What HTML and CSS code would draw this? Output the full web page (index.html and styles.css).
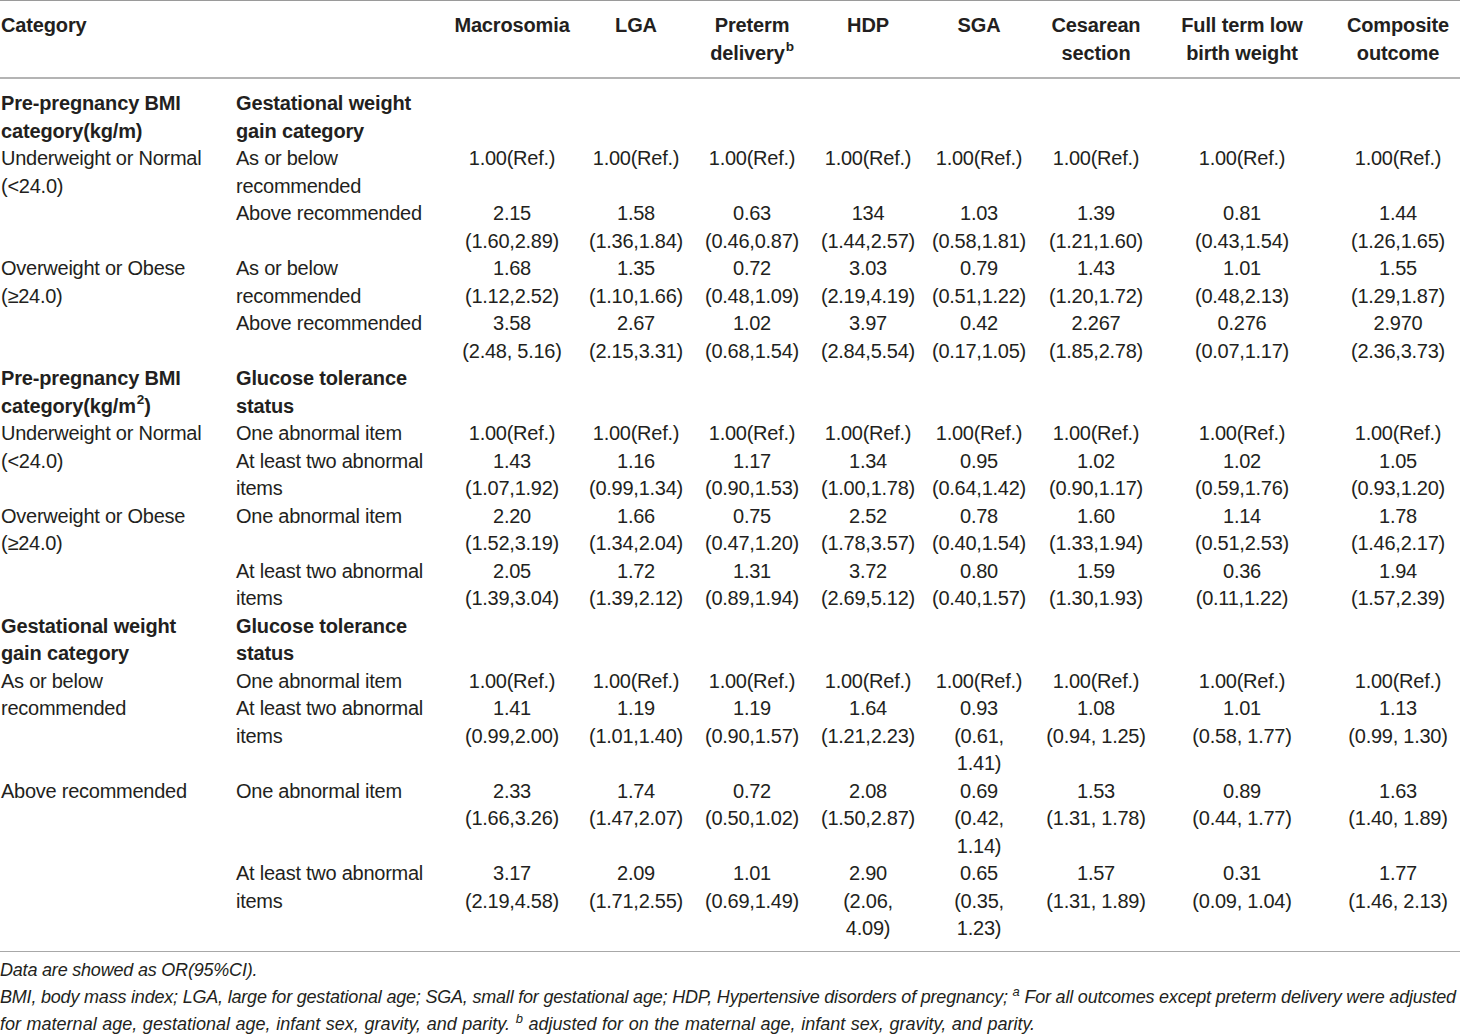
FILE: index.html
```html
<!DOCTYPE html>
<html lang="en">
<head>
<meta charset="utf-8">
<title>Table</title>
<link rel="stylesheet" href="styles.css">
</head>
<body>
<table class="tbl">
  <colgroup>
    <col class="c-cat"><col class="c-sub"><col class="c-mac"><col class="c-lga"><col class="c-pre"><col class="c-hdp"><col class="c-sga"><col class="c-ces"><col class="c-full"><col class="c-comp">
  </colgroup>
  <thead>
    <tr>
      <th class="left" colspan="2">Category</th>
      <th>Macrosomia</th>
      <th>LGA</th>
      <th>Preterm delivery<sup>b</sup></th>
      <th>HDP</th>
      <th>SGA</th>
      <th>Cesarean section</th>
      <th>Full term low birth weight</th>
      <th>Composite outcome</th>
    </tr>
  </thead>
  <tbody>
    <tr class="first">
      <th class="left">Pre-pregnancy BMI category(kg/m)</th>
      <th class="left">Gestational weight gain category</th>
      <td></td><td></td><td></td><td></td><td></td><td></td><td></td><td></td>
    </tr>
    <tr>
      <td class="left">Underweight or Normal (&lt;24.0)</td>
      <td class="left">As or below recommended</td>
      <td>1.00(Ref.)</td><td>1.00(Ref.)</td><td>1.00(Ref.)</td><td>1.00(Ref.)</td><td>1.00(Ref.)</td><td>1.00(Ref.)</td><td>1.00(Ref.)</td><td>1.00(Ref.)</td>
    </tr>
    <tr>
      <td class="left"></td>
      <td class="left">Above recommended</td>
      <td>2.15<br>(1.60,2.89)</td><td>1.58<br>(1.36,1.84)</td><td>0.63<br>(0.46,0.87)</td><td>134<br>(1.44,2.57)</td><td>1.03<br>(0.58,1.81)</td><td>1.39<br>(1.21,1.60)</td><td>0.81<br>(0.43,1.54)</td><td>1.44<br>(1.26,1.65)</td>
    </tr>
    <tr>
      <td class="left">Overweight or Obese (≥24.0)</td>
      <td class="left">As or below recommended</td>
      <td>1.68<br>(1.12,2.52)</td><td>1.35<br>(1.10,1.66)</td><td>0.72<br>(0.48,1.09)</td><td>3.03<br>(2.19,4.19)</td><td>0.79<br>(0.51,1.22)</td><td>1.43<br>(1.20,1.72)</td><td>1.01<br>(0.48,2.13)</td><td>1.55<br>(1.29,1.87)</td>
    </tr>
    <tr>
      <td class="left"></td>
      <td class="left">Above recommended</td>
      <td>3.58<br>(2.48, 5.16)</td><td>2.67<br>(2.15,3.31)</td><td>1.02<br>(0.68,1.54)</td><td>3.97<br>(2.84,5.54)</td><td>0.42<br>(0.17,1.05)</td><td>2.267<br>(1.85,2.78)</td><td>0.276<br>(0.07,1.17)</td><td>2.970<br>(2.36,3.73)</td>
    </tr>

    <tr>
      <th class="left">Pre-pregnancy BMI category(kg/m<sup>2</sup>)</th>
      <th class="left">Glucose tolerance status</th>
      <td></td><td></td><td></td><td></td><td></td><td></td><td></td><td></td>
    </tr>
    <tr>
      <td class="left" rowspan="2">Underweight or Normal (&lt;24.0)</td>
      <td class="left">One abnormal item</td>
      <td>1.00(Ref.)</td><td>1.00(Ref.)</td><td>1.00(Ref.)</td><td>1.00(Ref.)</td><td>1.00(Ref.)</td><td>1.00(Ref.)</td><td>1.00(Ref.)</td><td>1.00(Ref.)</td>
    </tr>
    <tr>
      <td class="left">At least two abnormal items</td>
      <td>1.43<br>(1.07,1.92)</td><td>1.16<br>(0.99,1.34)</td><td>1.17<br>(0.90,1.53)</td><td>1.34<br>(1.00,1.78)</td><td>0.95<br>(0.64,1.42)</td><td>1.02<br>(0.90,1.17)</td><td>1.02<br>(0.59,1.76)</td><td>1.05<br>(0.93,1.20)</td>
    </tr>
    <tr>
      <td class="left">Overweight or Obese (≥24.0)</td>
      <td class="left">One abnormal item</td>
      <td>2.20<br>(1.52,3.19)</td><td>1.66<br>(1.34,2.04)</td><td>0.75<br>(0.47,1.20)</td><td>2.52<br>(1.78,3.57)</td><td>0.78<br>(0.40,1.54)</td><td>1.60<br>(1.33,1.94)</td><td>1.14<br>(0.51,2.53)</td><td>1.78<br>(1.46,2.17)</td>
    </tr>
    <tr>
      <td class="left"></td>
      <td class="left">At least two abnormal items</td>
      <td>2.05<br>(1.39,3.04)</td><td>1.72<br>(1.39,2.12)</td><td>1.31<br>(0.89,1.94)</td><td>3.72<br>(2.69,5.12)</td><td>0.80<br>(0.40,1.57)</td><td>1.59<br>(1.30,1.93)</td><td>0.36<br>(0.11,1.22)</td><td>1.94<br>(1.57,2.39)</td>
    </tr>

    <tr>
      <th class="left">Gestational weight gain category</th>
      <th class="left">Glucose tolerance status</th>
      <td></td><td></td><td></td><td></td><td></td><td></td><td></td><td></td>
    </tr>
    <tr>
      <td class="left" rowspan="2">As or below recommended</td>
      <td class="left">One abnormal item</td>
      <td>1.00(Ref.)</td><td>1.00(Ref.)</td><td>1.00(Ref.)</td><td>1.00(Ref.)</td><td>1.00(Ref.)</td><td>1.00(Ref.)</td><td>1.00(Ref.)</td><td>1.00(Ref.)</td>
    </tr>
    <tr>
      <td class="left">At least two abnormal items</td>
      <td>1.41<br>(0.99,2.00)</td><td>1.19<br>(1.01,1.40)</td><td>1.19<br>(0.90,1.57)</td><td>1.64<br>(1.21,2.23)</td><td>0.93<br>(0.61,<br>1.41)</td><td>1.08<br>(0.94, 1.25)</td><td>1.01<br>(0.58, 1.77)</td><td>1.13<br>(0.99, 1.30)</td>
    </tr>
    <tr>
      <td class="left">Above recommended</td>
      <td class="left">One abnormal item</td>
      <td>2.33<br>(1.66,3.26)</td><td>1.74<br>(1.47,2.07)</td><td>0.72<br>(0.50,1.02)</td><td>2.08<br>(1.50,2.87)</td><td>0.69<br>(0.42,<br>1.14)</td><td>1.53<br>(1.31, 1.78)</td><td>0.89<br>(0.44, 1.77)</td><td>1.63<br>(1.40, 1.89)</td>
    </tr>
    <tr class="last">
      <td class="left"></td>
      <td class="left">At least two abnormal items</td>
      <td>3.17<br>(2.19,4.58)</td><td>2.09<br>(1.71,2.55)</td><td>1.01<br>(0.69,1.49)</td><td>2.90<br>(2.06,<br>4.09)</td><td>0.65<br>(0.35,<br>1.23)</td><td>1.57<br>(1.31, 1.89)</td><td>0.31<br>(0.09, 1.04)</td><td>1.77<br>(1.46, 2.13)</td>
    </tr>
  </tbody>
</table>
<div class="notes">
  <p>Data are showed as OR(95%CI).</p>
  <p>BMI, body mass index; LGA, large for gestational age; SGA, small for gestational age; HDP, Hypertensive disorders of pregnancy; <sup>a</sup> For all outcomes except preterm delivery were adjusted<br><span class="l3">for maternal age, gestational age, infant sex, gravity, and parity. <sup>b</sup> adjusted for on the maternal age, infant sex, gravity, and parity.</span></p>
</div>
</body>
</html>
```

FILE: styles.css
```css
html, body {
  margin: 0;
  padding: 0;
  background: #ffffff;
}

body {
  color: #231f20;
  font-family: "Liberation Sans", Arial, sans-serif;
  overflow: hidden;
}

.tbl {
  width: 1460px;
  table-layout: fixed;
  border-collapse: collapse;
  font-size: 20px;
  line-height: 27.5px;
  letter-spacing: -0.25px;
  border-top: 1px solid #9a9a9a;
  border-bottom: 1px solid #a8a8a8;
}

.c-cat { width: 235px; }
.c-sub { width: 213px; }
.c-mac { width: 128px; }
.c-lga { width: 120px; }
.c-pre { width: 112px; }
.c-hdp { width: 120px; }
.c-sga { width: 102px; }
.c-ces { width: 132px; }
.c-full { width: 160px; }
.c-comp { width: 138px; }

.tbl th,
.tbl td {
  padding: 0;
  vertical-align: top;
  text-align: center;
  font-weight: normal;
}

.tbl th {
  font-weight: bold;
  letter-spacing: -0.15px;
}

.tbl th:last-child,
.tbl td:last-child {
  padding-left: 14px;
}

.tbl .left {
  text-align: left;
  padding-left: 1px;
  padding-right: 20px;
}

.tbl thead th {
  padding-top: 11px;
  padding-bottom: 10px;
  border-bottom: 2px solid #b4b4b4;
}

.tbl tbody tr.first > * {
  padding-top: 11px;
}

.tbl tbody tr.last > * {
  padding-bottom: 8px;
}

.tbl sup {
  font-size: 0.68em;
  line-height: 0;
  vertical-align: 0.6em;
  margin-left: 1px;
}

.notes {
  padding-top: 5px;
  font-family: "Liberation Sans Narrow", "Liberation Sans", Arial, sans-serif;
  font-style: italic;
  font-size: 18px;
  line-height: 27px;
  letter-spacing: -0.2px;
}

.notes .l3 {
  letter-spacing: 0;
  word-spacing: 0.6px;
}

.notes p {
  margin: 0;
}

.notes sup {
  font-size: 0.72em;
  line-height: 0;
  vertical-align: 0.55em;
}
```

> **The exercise**
Determine the number of lines in the data that contain "index" as a word or string, and state only that number.

> **Response below**
3